ARTICLES IN MEDIA



The battle to tackle Hull’s congestion and air quality problem as parents blamed for traffic spikes

Publish on June 19, 2017     Source: Hull Daily Mail


Tackling the air quality issue is an ever-growing problem across the UK and in Hull, with traffic levels dramatically worsening in recent years.

And it may not surprise drivers to hear one group cause a hike in congestion and air pollution across the city on a daily basis.

Parents who use their cars to collect their children from school, rather than walking or using public transport, are being blamed for "mid afternoon" snarl-ups.

Councillor Martin Mancey, portfolio holder for strategic transport, says he has noticed a key change in driver habits, with traffic now building around "school chuck-out time".

He said: "It used to be that we'd see congestion from around 4.30pm - 5pm, especially in the city centre. Now, there is a significant increase in traffic from about 3pm.

"My message to parents is, wherever possible, walk or catch a bus to collect your children."

Cllr Mancey's comments come as Greener Journeys, a national campaign group that calls on people to use alternative transport, predicts average traffic speeds in Hull are likely to drop from 17mph to 12mph by 2030.

Its experts say in heavy congestion, exhaust emissions are four times greater than in free-flowing traffic. Halving average traffic speeds is said to lead to a 50 per cent increase in harmful carbon emissions from larger vehicles.

In Hull, average bus speeds have slowed from 10.8mph to 9.1mph since 2002/3. Rising car ownership and an increase in traffic have seen Hull become the sixth most congested city in the UK in recent years.

Greener Journeys argues that, although government ministers have recognised the link between congestion and pollution, their plans fall short of tackling air pollution.

They say the government focuses on removing speed humps and traffic light sequencing rather than reducing the number of vehicles on the road, which it claims causes 75 per cent of all delays.
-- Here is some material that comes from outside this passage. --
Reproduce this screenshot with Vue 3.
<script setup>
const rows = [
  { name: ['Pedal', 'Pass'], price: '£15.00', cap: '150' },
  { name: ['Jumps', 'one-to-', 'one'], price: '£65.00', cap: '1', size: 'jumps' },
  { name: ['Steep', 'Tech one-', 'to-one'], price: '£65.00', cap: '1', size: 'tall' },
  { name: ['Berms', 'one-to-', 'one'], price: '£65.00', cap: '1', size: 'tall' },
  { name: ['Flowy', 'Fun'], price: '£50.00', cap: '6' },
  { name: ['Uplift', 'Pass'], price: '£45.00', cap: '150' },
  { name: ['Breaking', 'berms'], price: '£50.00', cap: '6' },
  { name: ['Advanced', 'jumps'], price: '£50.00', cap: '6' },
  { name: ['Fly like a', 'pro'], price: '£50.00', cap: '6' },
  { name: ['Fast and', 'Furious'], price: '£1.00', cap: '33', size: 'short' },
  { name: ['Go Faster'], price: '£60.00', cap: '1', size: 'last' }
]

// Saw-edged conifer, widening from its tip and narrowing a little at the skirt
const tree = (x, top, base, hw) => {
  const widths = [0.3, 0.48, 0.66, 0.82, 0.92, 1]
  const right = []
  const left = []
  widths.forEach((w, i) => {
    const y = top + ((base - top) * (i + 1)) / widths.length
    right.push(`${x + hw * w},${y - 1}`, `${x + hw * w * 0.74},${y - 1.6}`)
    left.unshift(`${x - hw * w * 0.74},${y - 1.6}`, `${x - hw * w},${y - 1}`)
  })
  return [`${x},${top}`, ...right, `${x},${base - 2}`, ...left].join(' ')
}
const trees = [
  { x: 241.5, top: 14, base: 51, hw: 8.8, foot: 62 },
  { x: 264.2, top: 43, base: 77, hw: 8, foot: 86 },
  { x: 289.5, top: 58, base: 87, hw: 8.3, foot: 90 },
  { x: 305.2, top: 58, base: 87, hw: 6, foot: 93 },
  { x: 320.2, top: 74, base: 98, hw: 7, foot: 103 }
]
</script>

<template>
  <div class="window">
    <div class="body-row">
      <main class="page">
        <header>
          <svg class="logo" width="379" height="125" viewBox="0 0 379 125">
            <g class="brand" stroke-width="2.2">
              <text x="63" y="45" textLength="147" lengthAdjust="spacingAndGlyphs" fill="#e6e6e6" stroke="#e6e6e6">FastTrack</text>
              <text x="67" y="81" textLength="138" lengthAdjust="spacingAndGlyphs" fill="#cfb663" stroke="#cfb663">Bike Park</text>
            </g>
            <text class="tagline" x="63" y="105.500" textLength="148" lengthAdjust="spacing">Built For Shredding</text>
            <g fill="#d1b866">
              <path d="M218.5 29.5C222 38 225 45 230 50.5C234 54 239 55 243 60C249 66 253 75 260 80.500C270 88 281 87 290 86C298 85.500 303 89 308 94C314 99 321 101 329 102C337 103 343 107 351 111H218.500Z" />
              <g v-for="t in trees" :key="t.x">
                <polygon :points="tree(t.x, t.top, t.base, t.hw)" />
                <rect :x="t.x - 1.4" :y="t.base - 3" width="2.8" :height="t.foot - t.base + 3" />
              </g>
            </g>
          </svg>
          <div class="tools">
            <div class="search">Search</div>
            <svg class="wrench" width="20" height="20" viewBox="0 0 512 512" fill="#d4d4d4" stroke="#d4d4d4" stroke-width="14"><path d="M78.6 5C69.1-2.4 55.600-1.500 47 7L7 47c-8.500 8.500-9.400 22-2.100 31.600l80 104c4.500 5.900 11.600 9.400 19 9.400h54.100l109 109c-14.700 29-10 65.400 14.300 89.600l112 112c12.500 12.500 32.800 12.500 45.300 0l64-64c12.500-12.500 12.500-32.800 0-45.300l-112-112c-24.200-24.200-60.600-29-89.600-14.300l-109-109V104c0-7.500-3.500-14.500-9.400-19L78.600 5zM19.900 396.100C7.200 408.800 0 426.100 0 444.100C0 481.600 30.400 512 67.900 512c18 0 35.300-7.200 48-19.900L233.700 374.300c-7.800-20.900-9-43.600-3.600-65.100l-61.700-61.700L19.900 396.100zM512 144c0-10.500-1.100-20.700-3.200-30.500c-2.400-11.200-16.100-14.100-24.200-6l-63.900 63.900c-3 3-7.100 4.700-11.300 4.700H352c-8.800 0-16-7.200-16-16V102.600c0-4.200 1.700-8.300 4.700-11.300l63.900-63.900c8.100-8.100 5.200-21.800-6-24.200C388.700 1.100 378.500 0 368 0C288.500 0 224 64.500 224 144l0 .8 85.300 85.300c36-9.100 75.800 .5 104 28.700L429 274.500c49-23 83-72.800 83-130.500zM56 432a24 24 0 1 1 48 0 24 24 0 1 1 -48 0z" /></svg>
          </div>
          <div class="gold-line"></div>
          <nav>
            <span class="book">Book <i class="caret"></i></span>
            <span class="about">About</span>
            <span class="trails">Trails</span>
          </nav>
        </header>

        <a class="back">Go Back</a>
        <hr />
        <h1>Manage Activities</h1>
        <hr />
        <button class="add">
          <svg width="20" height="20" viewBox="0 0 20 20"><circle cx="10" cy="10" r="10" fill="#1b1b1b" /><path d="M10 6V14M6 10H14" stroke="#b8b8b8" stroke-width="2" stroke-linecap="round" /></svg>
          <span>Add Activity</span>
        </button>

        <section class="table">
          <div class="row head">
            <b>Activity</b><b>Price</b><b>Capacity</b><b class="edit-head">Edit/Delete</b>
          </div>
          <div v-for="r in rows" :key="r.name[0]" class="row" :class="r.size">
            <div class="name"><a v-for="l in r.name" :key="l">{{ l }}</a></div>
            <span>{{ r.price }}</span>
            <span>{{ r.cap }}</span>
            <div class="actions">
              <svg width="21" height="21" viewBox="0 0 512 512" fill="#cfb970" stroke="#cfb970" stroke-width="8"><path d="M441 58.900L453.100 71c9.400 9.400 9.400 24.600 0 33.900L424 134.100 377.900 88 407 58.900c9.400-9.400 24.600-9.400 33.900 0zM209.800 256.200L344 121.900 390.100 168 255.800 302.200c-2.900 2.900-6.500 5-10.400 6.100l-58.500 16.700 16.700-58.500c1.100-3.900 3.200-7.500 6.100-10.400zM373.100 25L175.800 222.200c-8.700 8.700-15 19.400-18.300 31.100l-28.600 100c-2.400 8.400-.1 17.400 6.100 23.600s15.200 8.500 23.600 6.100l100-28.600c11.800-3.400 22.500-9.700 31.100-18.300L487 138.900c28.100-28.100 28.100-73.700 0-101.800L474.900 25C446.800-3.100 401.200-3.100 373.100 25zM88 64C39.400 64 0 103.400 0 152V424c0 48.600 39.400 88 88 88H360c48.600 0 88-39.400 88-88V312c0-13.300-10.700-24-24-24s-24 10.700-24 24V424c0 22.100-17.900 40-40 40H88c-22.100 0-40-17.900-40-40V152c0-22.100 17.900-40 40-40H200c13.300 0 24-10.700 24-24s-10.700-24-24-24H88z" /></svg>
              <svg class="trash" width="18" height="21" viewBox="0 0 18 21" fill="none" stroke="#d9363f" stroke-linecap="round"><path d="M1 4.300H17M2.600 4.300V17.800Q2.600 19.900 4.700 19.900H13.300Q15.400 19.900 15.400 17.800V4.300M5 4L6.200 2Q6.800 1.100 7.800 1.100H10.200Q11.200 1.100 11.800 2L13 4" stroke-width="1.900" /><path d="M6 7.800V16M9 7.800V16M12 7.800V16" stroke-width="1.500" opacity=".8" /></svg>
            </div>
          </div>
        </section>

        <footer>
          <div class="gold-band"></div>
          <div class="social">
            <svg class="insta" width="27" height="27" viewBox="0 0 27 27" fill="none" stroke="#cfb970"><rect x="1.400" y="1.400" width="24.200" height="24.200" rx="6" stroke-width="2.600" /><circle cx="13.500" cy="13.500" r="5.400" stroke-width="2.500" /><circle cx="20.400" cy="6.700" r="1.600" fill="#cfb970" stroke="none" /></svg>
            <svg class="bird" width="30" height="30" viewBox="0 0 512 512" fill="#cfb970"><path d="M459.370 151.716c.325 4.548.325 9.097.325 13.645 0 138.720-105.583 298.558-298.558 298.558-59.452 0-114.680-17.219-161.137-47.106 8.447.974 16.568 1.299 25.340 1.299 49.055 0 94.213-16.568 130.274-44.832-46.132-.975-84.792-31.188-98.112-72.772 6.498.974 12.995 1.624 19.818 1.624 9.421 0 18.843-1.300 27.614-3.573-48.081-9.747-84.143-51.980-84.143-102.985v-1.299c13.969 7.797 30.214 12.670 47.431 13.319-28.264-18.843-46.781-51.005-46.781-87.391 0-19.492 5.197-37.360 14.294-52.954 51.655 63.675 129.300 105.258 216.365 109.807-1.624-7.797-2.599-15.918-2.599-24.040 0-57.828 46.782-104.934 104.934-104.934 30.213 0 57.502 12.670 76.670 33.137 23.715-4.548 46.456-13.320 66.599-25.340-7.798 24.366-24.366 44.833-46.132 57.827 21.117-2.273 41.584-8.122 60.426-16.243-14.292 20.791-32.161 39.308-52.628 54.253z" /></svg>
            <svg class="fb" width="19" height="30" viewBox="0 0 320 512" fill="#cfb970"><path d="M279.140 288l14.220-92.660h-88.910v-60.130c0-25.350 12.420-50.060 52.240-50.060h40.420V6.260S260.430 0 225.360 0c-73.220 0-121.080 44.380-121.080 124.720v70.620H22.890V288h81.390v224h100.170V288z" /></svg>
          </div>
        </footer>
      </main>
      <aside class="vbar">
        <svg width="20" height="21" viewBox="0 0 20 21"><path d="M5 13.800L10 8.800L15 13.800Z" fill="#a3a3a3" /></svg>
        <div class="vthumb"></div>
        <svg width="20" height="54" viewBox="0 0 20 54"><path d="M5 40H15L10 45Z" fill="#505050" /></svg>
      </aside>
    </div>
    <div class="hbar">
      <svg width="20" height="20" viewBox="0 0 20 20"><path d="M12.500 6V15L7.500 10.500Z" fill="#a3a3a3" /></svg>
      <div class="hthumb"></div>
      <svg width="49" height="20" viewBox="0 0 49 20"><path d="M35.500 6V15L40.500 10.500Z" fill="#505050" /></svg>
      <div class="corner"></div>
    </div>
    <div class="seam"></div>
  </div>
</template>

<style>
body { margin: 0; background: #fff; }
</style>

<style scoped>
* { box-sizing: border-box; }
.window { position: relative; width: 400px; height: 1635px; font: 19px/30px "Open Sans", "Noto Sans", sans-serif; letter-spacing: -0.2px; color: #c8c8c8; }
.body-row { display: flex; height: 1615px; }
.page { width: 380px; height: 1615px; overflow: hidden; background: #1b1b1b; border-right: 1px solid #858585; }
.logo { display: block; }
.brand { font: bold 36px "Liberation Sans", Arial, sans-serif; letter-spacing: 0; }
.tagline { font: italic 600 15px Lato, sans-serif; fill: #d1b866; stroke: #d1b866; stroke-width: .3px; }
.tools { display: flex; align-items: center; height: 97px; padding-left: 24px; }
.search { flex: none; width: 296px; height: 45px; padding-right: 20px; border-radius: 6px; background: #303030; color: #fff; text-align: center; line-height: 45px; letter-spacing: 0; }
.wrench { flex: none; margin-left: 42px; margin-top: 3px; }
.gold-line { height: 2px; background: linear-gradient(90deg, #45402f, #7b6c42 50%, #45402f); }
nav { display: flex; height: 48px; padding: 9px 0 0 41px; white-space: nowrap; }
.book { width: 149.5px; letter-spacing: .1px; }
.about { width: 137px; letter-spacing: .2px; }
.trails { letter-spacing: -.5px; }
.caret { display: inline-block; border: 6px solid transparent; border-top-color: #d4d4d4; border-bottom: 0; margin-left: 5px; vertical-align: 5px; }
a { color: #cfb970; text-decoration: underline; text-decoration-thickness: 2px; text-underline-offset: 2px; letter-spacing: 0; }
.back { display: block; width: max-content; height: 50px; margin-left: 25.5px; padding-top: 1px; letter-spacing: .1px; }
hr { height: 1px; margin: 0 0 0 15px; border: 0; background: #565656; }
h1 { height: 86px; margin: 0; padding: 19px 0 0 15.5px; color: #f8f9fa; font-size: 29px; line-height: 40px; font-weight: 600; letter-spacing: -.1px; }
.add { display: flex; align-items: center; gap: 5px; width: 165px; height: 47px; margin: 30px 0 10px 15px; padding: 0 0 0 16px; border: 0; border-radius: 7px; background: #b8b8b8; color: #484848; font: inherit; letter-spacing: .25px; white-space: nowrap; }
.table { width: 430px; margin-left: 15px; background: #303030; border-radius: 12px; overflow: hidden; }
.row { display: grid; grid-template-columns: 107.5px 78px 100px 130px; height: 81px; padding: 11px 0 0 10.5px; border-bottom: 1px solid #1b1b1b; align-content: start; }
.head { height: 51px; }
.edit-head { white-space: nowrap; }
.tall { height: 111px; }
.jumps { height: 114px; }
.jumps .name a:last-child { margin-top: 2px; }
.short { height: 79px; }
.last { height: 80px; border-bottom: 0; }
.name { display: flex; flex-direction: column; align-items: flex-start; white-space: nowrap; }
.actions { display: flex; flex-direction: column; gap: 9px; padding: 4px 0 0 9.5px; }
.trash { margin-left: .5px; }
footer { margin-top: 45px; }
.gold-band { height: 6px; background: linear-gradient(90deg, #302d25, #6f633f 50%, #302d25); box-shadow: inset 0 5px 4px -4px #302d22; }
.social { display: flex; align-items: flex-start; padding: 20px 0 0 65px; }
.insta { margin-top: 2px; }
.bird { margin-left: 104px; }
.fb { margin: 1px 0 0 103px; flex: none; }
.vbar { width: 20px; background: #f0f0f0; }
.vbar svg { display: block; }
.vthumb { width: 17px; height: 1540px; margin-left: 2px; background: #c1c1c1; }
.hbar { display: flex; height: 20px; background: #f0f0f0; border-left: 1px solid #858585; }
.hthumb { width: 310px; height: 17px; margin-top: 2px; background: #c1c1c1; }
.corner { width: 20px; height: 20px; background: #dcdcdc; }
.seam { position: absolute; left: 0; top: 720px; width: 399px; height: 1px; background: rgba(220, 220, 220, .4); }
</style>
The group suggests the only way to resolve the air quality crisis is to reduce vehicle numbers and free up alternative forms of transport, such as buses.
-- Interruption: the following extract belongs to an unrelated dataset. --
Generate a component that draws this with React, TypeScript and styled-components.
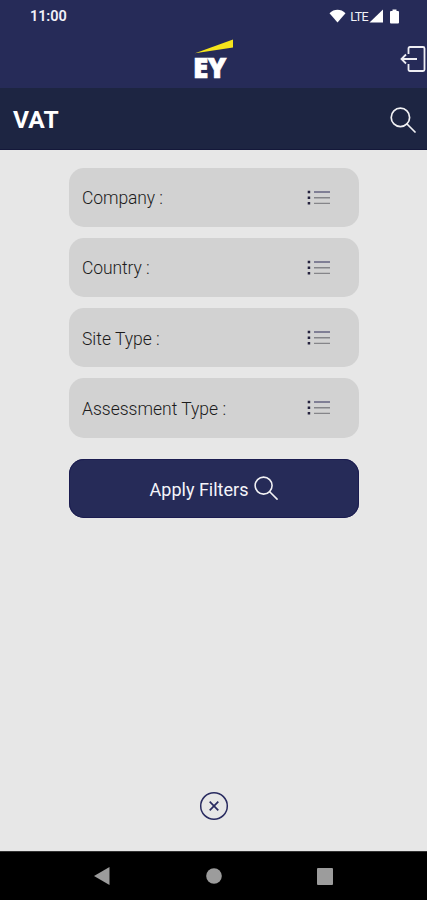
import React from "react";
import styled, { createGlobalStyle } from "styled-components";

const GlobalStyle = createGlobalStyle`
  * { box-sizing: border-box; }
  body { margin: 0; background: #e7e7e7; font-family: Roboto, "Liberation Sans", sans-serif; }
  svg { display: block; flex: none; }
`;

const Screen = styled.div`
  width: 427px;
  height: 900px;
  display: flex;
  flex-direction: column;
  overflow: hidden;
  background: #e7e7e7;
`;

const StatusBar = styled.div`
  height: 32px;
  padding: 0 28px 0 30px;
  display: flex;
  align-items: center;
  justify-content: space-between;
  background: #262b58;
  color: #f2f2f8;
`;

const Clock = styled.span`
  padding-top: 2px;
  font-size: 14.5px;
  font-weight: 600;
  line-height: 30px;
  letter-spacing: -0.1px;
`;

const StatusIcons = styled.div`
  display: flex;
  align-items: center;
`;

const Network = styled.span`
  margin: 0 1px 0 4px;
  font-size: 12.5px;
  letter-spacing: -0.6px;
`;

const Header = styled.header`
  height: 56px;
  display: grid;
  grid-template-columns: 1fr 42px 1fr;
  padding-right: 1px;
  background: #262b58;
`;

const Logo = styled.div`
  grid-column: 2;
  padding: 7px 0 0 2px;
  color: #fff;
`;

const LogoText = styled.div`
  margin-top: -1px;
  margin-left: -1px;
  font: 800 28px/29px "Open Sans", sans-serif;
  letter-spacing: -0.6px;
  -webkit-text-stroke: 0.7px #fff;
`;

const ExitButton = styled.button`
  justify-self: end;
  align-self: start;
  margin-top: 13px;
  padding: 0;
  border: 0;
  background: none;
`;

const TitleBar = styled.div`
  height: 62px;
  padding: 2px 11px 0 13px;
  display: flex;
  align-items: center;
  justify-content: space-between;
  background: #1d2542;
  border-bottom: 1px solid #14183a;
`;

const Title = styled.h1`
  margin: 0;
  font: 700 24.5px/28px Roboto, sans-serif;
  letter-spacing: 0.2px;
  color: #fff;
`;

const Content = styled.main`
  flex: 1;
  display: flex;
  flex-direction: column;
  align-items: center;
  padding: 17.5px 0 30px;
`;

const Filters = styled.div`
  width: 290px;
  margin-left: 1px;
  display: flex;
  flex-direction: column;
  gap: 10.7px;
`;

const FilterRow = styled.div`
  height: 59.5px;
  padding: 1px 28px 0 13px;
  display: flex;
  align-items: center;
  justify-content: space-between;
  border-radius: 15px;
  background: #d2d2d2;
`;

const Label = styled.span<{ $spacing: number }>`
  padding-top: 1px;
  font-size: 17.5px;
  font-weight: 300;
  letter-spacing: ${(p) => p.$spacing}px;
  color: #1c1c1c;
`;

const ApplyButton = styled.button`
  width: 290px;
  height: 59px;
  margin: 21.5px 0 0 1px;
  padding: 1px 0 0;
  display: flex;
  align-items: center;
  justify-content: center;
  gap: 6px;
  border: 0;
  border-radius: 15px;
  background: #262b58;
  box-shadow: inset 0 0 0 1px #1b1c50;
  color: #f4f4fa;
  font: 400 18px Roboto, sans-serif;
`;

const ButtonIcon = styled.span`
  padding-bottom: 2px;
`;

const CloseButton = styled.button`
  margin: auto 0 0 1px;
  padding: 0;
  border: 0;
  background: none;
`;

const NavBar = styled.nav`
  height: 49px;
  padding: 0 94px;
  display: flex;
  align-items: center;
  justify-content: space-between;
  background: #000;
  border-top: 1px solid #333;
`;

const SearchIcon = ({ size }: { size: number }) => (
  <svg width={size} height={size} viewBox="0 0 26 26" fill="none" stroke="#f1f1f4" strokeWidth="1.7" strokeLinecap="round">
    <circle cx="10.4" cy="10.4" r="9.2" />
    <path d="M17 17l8 8" />
  </svg>
);

const ListIcon = () => (
  <svg width="24" height="16" viewBox="0 0 24 16">
    <path d="M.7.7h2.5v2.5H.7zM.7 6.4h2.500v2.500H.7zM.7 12.100h2.500v2.500H.7z" fill="#25233f" />
    <path d="M7 2h16" stroke="#5d5c7c" strokeWidth="1.400" />
    <path d="M7 7.700h16M7 13.400h16" stroke="#858589" strokeWidth="1.400" />
  </svg>
);

const filters = [
  { name: "Company :", spacing: -0.1 },
  { name: "Country :", spacing: -0.1 },
  { name: "Site Type :", spacing: 0 },
  { name: "Assessment Type :", spacing: 0 },
];

export default function App() {
  return (
    <Screen>
      <GlobalStyle />
      <StatusBar>
        <Clock>11:00</Clock>
        <StatusIcons>
          <svg width="17" height="14" viewBox="0 0 17 14" fill="#fff">
            <path d="M.5 4.2C5-.4 12-.4 16.5 4.2L8.5 13.500z" />
          </svg>
          <Network>LTE</Network>
          <svg width="15" height="14" viewBox="0 0 15 14" fill="#fff"><path d="M14 .5v13H.5z" /></svg>
          <svg width="15" height="15" viewBox="0 0 15 15" fill="#fff">
            <path d="M8.500.5h4V2H14q1 0 1 1v10.500q0 1-1 1H7q-1 0-1-1V3q0-1 1-1h1.500z" />
          </svg>
        </StatusIcons>
      </StatusBar>
      <Header>
        <Logo>
          <svg width="40" height="15" viewBox="0 0 40 15"><path d="M1 14.200L39 .5v8z" fill="#f6e51c" /></svg>
          <LogoText>EY</LogoText>
        </Logo>
        <ExitButton aria-label="Log out">
          <svg width="26" height="28" viewBox="0 0 26 28" fill="none" stroke="#eeeef4" strokeWidth="1.800">
            <path d="M8.500 9V3.500q0-1.500 1.500-1.500h13q1.500 0 1.500 1.500v21q0 1.500-1.500 1.500H10q-1.500 0-1.500-1.500V19M17 14H1.500M6 9.500L1.500 14L6 18.500" />
          </svg>
        </ExitButton>
      </Header>
      <TitleBar>
        <Title>VAT</Title>
        <SearchIcon size={26} />
      </TitleBar>
      <Content>
        <Filters>
          {filters.map((f) => (
            <FilterRow key={f.name}>
              <Label $spacing={f.spacing}>{f.name}</Label>
              <ListIcon />
            </FilterRow>
          ))}
        </Filters>
        <ApplyButton>
          Apply Filters
          <ButtonIcon>
            <SearchIcon size={24} />
          </ButtonIcon>
        </ApplyButton>
        <CloseButton aria-label="Close">
          <svg width="30" height="30" viewBox="0 0 30 30" fill="none" stroke="#292b60">
            <circle cx="15" cy="15" r="13.300" strokeWidth="1.500" />
            <path d="M10.700 10.700l8.600 8.600M19.300 10.700l-8.600 8.600" strokeWidth="1.700" />
          </svg>
        </CloseButton>
      </Content>
      <NavBar>
        <svg width="16" height="18" viewBox="0 0 16 18" fill="#9c9c9c"><path d="M0 9L15.500 0v18z" /></svg>
        <svg width="16" height="16" viewBox="0 0 16 16" fill="#9c9c9c"><circle cx="8" cy="8" r="7.800" /></svg>
        <svg width="16" height="17" viewBox="0 0 16 17" fill="#9c9c9c"><rect width="16" height="17" rx="1" /></svg>
      </NavBar>
    </Screen>
  );
}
Claire Haigh, chief executive of Greener Journeys, said the government must "take meaningful action" to tackle poor air quality in our towns and cities.

She added: "Congestion has a direct and severe impact on air pollution. The government's plans must tackle congestion and encourage greater use of sustainable transport modes such as the bus, which can take 75 cars off the road reducing both pollution and congestion."

Cllr Mancey said he supported the notion to get more cars off the road.

"There is a need for greater emphasis on a modal shift, moving people away from cars and towards public transport.

"As a council, we are adopting a two-prong approach. Firstly, we are trying to make public transport more attractive to people. Secondly, it's about providing priority measures for public transport, which has included the implementation of bus lane enforecement."

Cllr Mancey also pointed to the introduction of the Hull Card - a travel card that can be used on the both EYMS and Stagecoach buses - and wifi on selected EYMS routes as examples of measures to improve passenger experience.

He said drivers are also benefiting from the council's efforts to tackle notorious "pinch points", such as the recent widening of Anlaby Road.

But he suggested the single-most effective way of reducing congestion, and therefore improving air quality, is to tackle the misery that is Castle Street.

As part of a £250m upgrade scheme, a section of Castle Street will be lowered under a new bridge taking traffic between Ferensway and Commercial Road.

Two new footbridges are also planned, including a major pedestrian crossing from Princes Quay to the Marina.

"I have a meeting coming up with Highways England and Hedon Road haulage operators," said Cllr Mancey. "But I would not anticipate work starting before the end of next year, with completion not before 2022."